Another source of concern is how the Arabic language is now compulsory for Muslims, with non-Muslims encouraged to take it in some national schools.
Some find this galling when the Pupil's Own Language continues to be placed on a low rung of importance.
There are also rumblings about how schools now have to schedule and juggle J-Qaf into the school roster, resulting in some schools dismissing Muslim students at a late hour.
In many schools, Muslim students attend J-Qaf at the expense of co-curricular activities.
Besides Arabic, J-Qaf involves khatam Quran (completion of al-Quran recital), Jawi and fardhu ain (basic religious knowledge). It was introduced to counter complaints that there is insufficient focus on Islamic education in schools.
Parents are now saying that the ministry has gone to the other extreme.
"Besides our children missing out on co-curricular activities as a result of J-Qaf, we see that there are now more Agama periods in the time-table compared to even Science," notes businessman Abdul Malek Hassan, who has two children in primary school.
A headmistress of a Smart school in the Klang Valley admits there are problems with scheduling.
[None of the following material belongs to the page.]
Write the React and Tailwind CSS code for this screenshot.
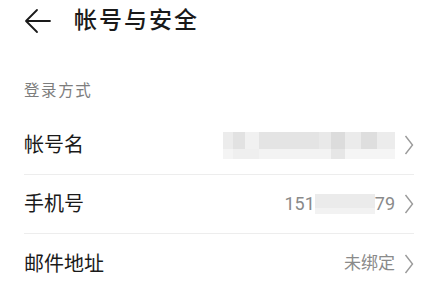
import React from 'react';

const FONT = "font-['Roboto','Noto_Sans_CJK_SC',sans-serif]";

const Chevron = () => (
  <svg width="10" height="20" viewBox="0 0 10 20" className="ml-[9px] shrink-0">
    <path d="M1.5 1 L8.5 10 L1.5 19" fill="none" stroke="#9a9a9a" strokeWidth="1.4" strokeLinejoin="miter" />
  </svg>
);

// blurred (masked) account name
const BlurredName = () => (
  <div className="flex flex-col w-[172px] h-[27px]">
    <div className="flex h-[17px]">
      <div className="w-[10px] bg-[#ececec]" />
      <div className="w-[12px] bg-[#e2e2e2]" />
      <div className="w-[14px] bg-[#f1f1f1]" />
      <div className="w-[60px] bg-[#e4e4e4]" />
      <div className="w-[12px] bg-[#e9e9e9]" />
      <div className="w-[14px] bg-[#dcdcdc]" />
      <div className="w-[16px] bg-[#ebebeb]" />
      <div className="w-[16px] bg-[#dedede]" />
      <div className="w-[18px] bg-[#ececec]" />
    </div>
    <div className="flex h-[10px]">
      <div className="w-[10px] bg-[#f4f4f4]" />
      <div className="w-[26px] bg-[#efefef]" />
      <div className="w-[72px] bg-[#f3f3f3]" />
      <div className="w-[14px] bg-[#e6e6e6]" />
      <div className="w-[50px] bg-[#f5f5f5]" />
    </div>
  </div>
);

const Row = ({ label, children, last }) => (
  <div className={`flex items-center justify-between h-[59px] ${last ? '' : 'border-b border-[#ededed]'}`}>
    <span className="text-[20px] text-[#1a1a1a] leading-none">{label}</span>
    <div className="flex items-center text-[17px] text-[#8a8a8a] leading-none">
      {children}
      <Chevron />
    </div>
  </div>
);

export default function App() {
  return (
    <div className={`w-[434px] h-[286px] bg-white overflow-hidden ${FONT}`}>
      {/* header */}
      <div className="flex items-center h-[41px] pl-[24px]">
        <svg width="28" height="26" viewBox="0 0 28 26" className="shrink-0">
          <path d="M26 13 H3 M13 2 L2 13 L13 24" fill="none" stroke="#1a1a1a" strokeWidth="1.8" strokeLinecap="round" strokeLinejoin="round" />
        </svg>
        <h1 className="ml-[22px] text-[23px] font-medium tracking-[2px] text-[#1a1a1a] leading-none">帐号与安全</h1>
      </div>

      <div className="pl-[24px] pr-[20px]">
        <div className="mt-[41px] h-[20px] flex items-center text-[15.5px] tracking-[1.6px] text-[#7d7d7d]">登录方式</div>

        <div className="mt-[14px]">
          <Row label="帐号名">
            <BlurredName />
          </Row>
          <Row label="手机号">
            <span className="text-[18px]">151</span>
            <div className="w-[60px] h-[20px] bg-[#ebebeb] flex flex-col justify-end">
              <div className="h-[6px] bg-[#f2f2f2]" />
            </div>
            <span className="text-[18px]">79</span>
          </Row>
          <Row label="邮件地址" last>
            <span>未绑定</span>
          </Row>
        </div>
      </div>
    </div>
  );
}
"J-Qaf is quite a new directive and we are still struggling to fit it into the roster.
"We neither want to disrupt the other subjects nor do we want students to come to school on weekends. We are trying our best. I hope parents will bear with us."
Parents are, however, not about to put up with the melange of problems related to the school curriculum. They insist that the complexities be resolved, and fast.
National Parent-Teacher Council president Professor Dr Mohd Ali Hassan proposes the establishment of a Royal Commission on Education to find definitive solutions.
The blueprint, he opines, is too near-sighted.
"What's going to happen after 2010? Policies should be for the longer term."
He feels the curriculum now puts too much stress on aca-demic intelligence, and not enough on a child's social and emotional quotient: "It is still too examination-oriented."
He notes that despite the difficult curriculum, the obsession for students to excel is much greater now than before. Students are pushed incessantly to get a sackful of As. With the excessive pressure exerted on them, many manage to.
"But for what?" asks Mohd Ali. "Academic achievement does not guarantee anyone anything. There is also not enough emphasis on integration, resulting in society becoming more racially polarised. In Malaysia, the curriculum should play an important role in the formation of fundamental attitudes and images and in promoting national unity and integration. There is insufficient focus on values and the moral dimension."
The call for a commission on education is not new. Former unionist Datuk N. Siva Subramaniam recalls making such a proposal in the 1990s when he was secretary-general of the National Union of the Teaching Profession. In fact, the recommendation for such a commission to look into problems related to the curriculum and teachers' service conditions was raised many times over the years.
Unfortunately, the response from the ministry has been tepid.
Siva Subramaniam agrees that more and more elements are being added to the curriculum: "Proposals come from all over. Pressure groups ask for even road safety to be included. Is it all necessary?" asks the former headmaster.
"In those days, the most important thing was to ensure that pupils mastered the 3Rs of reading, writing and arithmetic first. Now, the curriculum is so advanced and there is not enough focus on reading and writing."
Nothing short of a major overhaul is necessary to correct the deficiencies in the curriculum, he notes.
But before this can be done, the ministry needs to talk to all stakeholders to get a clearer picture of what is happening on the ground.